Google is celebrating the work of Max Born, a physicist whose work changed the way we live today. But he also advised people on how to live, too.

Much of Born's work was highly complex: dealing with the still mysterious and unknown topic of quantum mechanics. He established many of the foundations of a discipline that still today remains hard to understand even by the scientists who work in it.

But he took that same sense of mystery and uncertainty into his thought about life in general, too. And he said that it would help everyone to do the same, since believing yourself to know everything can be incredibly dangerous.

Born knew about evil. Along with other scientists like Albert Einstein, he and his family were forced to flee Germany and the Nazis in 1933, fearing for their own safety – he would go on to live in many places across the world, including at Cambridge, Edinburgh and Bangalore. He would return to Germany after his retirement.

He saw that evil – and all evil – as being caused by a belief in complete truths and absolutely certainty. It was an approach that was reflected across both his work and his ethical thinking.

"I believe that ideas such as absolute certitude, absolute exactness, final truth, etc. are figments of the imagination which should not be admissible in any field of science," Born said. "On the other hand, any assertion of probability is either right or wrong from the standpoint of the theory on which it is based.

"This loosening of thinking seems to me to be the greatest blessing which modern science has given to us.
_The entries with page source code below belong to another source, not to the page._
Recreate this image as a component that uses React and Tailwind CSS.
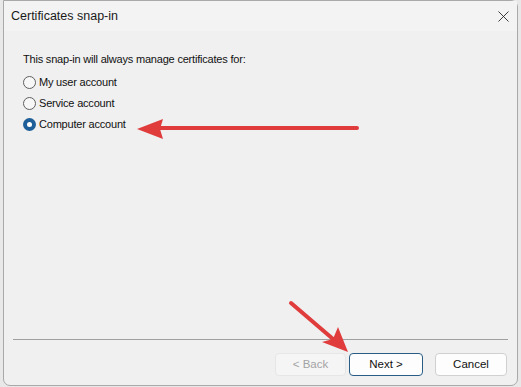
import { X } from 'lucide-react';

const options = [
  { id: 'user', label: 'My user account', checked: false },
  { id: 'service', label: 'Service account', checked: false },
  { id: 'computer', label: 'Computer account', checked: true },
];

const Radio = ({ checked }) =>
  checked ? (
    <span className="w-[13px] h-[13px] rounded-full bg-[#1f5f99] flex items-center justify-center">
      <span className="w-[5px] h-[5px] rounded-full bg-white" />
    </span>
  ) : (
    <span className="w-[13px] h-[13px] rounded-full border border-[#5f5f5f] bg-[#f7f7f7]" />
  );

const App = () => {
  return (
    <div
      className="relative w-[521px] h-[387px] overflow-hidden bg-[#e8e8e8] pl-[3px]"
      style={{ fontFamily: '"Liberation Sans", Arial, sans-serif' }}
    >
      <div className="w-[515px] h-[386px] flex flex-col bg-[#f0f0f0] border border-[#a9a9a9] rounded-b-[7px] rounded-tr-[7px]">
        {/* title bar */}
        <div className="h-[30px] flex items-center justify-between bg-[#f3f3f3] pl-[7px] pr-[4px]">
          <span className="text-[12.5px] text-[#1a1a1a]">Certificates snap-in</span>
          <X size={19} strokeWidth={1.1} className="text-[#222]" />
        </div>

        {/* body */}
        <div className="flex-1 flex flex-col pl-[19px] pt-[20px]">
          <p className="text-[11px] tracking-[-0.2px] text-[#111] leading-[16px]">
            This snap-in will always manage certificates for:
          </p>
          <div className="flex flex-col gap-[5px] mt-[7px]">
            {options.map((o) => (
              <label
                key={o.id}
                className="flex items-center gap-[3px] h-[16px] text-[11px] tracking-[-0.2px] text-[#111]"
              >
                <Radio checked={o.checked} />
                {o.label}
              </label>
            ))}
          </div>
        </div>

        {/* footer */}
        <div className="mx-[9px] border-t border-[#a0a0a0]" />
        <div className="h-[45px] flex items-start justify-end gap-[3px] pr-[10px] pt-[13px]">
          <button
            disabled
            className="w-[71px] h-[23px] rounded-[4px] bg-[#f5f5f5] border border-[#e6e6e6] text-[11.5px] text-[#a3a3a3]"
          >
            &lt; Back
          </button>
          <button className="w-[74px] h-[23px] rounded-[4px] bg-[#fdfdfd] border border-[#2a5d86] text-[11.5px] text-[#111]">
            Next &gt;
          </button>
          <button className="ml-[9px] w-[72px] h-[23px] rounded-[4px] bg-[#fdfdfd] border border-[#d0d0d0] text-[11.5px] text-[#111]">
            Cancel
          </button>
        </div>
      </div>

      {/* annotation arrows */}
      <svg className="absolute inset-0 pointer-events-none" width="521" height="387">
        <line x1="357" y1="128" x2="155" y2="128" stroke="#e03c3c" strokeWidth="4" strokeLinecap="round" />
        <polygon points="137,129 163,119 160,129 163,139" fill="#e03c3c" />
        <line x1="291" y1="303" x2="333" y2="339" stroke="#e03c3c" strokeWidth="4" strokeLinecap="round" />
        <polygon points="348,352 322,342 333,339 338,327" fill="#e03c3c" />
      </svg>
    </div>
  );
};

export default App;
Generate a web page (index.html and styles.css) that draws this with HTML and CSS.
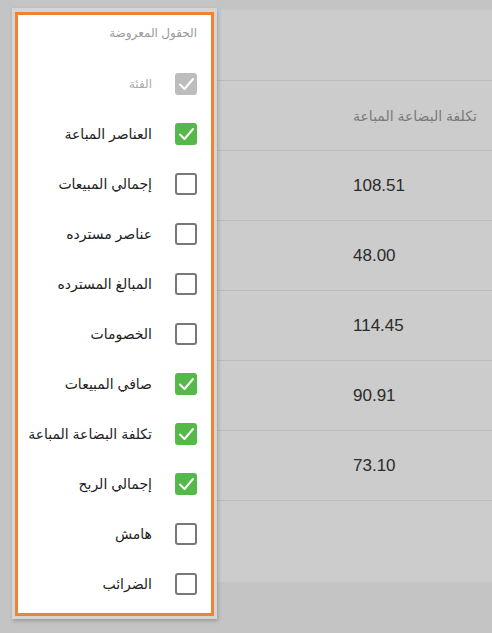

For the belief in a single truth and in being the possessor thereof is the root cause of all evil in the world."

That same approach could be seen in his work. Perhaps Born's most famous work, and the one commended when he won the Nobel prize, which was given "for his fundamental research in quantum mechanics, especially for his statistical interpretation of the wave function".

That work came to be known as the Born Rule. And like his philosophical beliefs, it arose from the recognition that messiness can be both the natural state of the world and a good way to be – his research proposed that quantum mechanics shouldn't work by attempting to make exact measurements of wave particles, but rather that it was better to estimate where they would be using highly complex measures of probability.